The league's counsel was the super-swank Washington firm of Covington & Burling, led by the tastefully named Gregg Levy, who was among Roger Goodell's competition for the NFL commissioner job. Should Covington & Burling have warned the league not to press its luck? Maybe, but lawyers do as clients tell them. That the NFL was insistent on pressing this case is the danger sign about the league's hubris. From the standpoint of Covington & Burling, had the firm urged the league not to proceed, it would have deprived itself of millions of dollars in legal fees. A rich client who wants litigation that ought to be avoided can be a lawyer's dream. And now there will be years more of subsidiary litigation -- great news for Covington & Burling!
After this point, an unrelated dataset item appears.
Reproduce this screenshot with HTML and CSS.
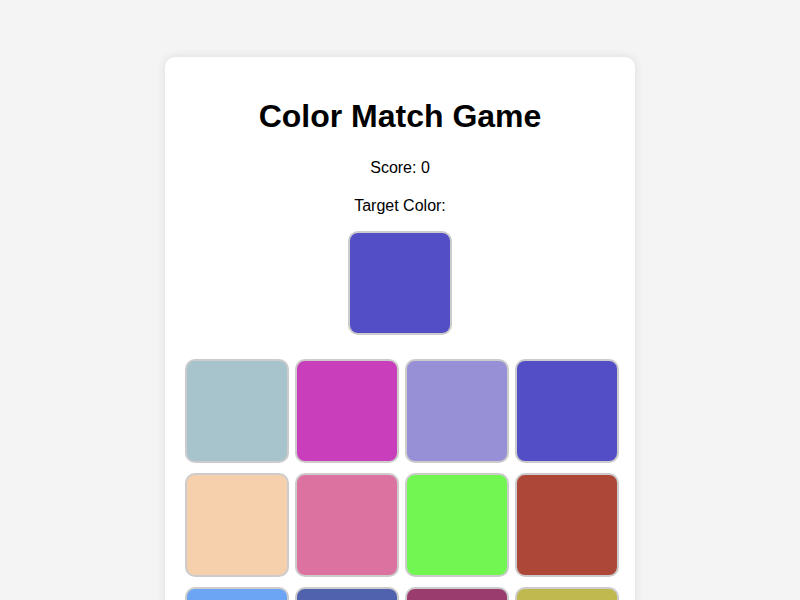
FILE: index.html
```html
<!DOCTYPE html>
<html lang="en">
<head>
    <meta charset="UTF-8">
    <meta name="viewport" content="width=device-width, initial-scale=1.0">
    <title>Color Match Game</title>
    <link rel="stylesheet" href="styles.css">
</head>
<body>
<div class="game">
    <h1>Color Match Game</h1>
    <p class="score">Score: <span id="score">0</span></p>
    <p class="label">Target Color:</p>
    <div class="target" style="background-color: #544ec6"></div>
    <div class="grid">
        <div class="tile" style="background-color: #a7c4cc"></div>
        <div class="tile" style="background-color: #c93fbb"></div>
        <div class="tile" style="background-color: #9890d6"></div>
        <div class="tile" style="background-color: #544ec6"></div>
        <div class="tile" style="background-color: #f6cfad"></div>
        <div class="tile" style="background-color: #dc72a0"></div>
        <div class="tile" style="background-color: #72f651"></div>
        <div class="tile" style="background-color: #ad4838"></div>
        <div class="tile" style="background-color: #6ca5f4"></div>
        <div class="tile" style="background-color: #5062ad"></div>
        <div class="tile" style="background-color: #9a3c6e"></div>
        <div class="tile" style="background-color: #bfb94f"></div>
    </div>
</div>
</body>
</html>
```

FILE: styles.css
```css
body {
    margin: 0;
    padding-top: 57px;
    background-color: #f4f4f4;
    font-family: 'Liberation Sans', Arial, sans-serif;
    display: flex;
    justify-content: center;
}

.game {
    width: 430px;
    padding: 20px;
    background-color: #fff;
    border-radius: 10px;
    box-shadow: 0 0 10px rgba(0, 0, 0, 0.1);
    text-align: center;
}

h1 {
    font-size: 32px;
    margin: 21px 0 24px;
}

p {
    font-size: 16px;
    margin: 0;
}

.score {
    margin-bottom: 20px;
}

.label {
    margin-bottom: 16px;
}

.target {
    width: 100px;
    height: 100px;
    margin: 0 auto 24px;
    border: 2px solid #ccc;
    border-radius: 10px;
}

.grid {
    display: grid;
    grid-template-columns: repeat(4, minmax(0, 1fr));
    gap: 10px;
}

.tile {
    width: 100px;
    height: 100px;
    border: 2px solid #ccc;
    border-radius: 10px;
    cursor: pointer;
}
```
Is the Supreme Court decision a huge win for the NFLPA? That's what the players' union is claiming. But remember, both union and league are still in the public-bluster stage over a new labor agreement; bargaining is not yet serious. The Supreme Court ruling has no direct relevance to the league-union talks. Yet because the NFL's reputation just went down several notches, the players' hand is strengthened. The NFL gambled by asking the Supreme Court for a major favor at the same time it was beginning to negotiate the next labor deal, and the NFL lost this gamble big-time. Regardless, the NFLPA and the NFL still have a common interest in an amicable conclusion to their talks.
How does the Supreme Court case impact the NFL politically? The league sashayed into Washington demanding a special favor from the Supreme Court but couldn't get even one vote from any of the conservative justices. The message to Washington is clear: The NFL is not, as it pretends to be, invincible. Thus the NFL's standing in Congress just went way down.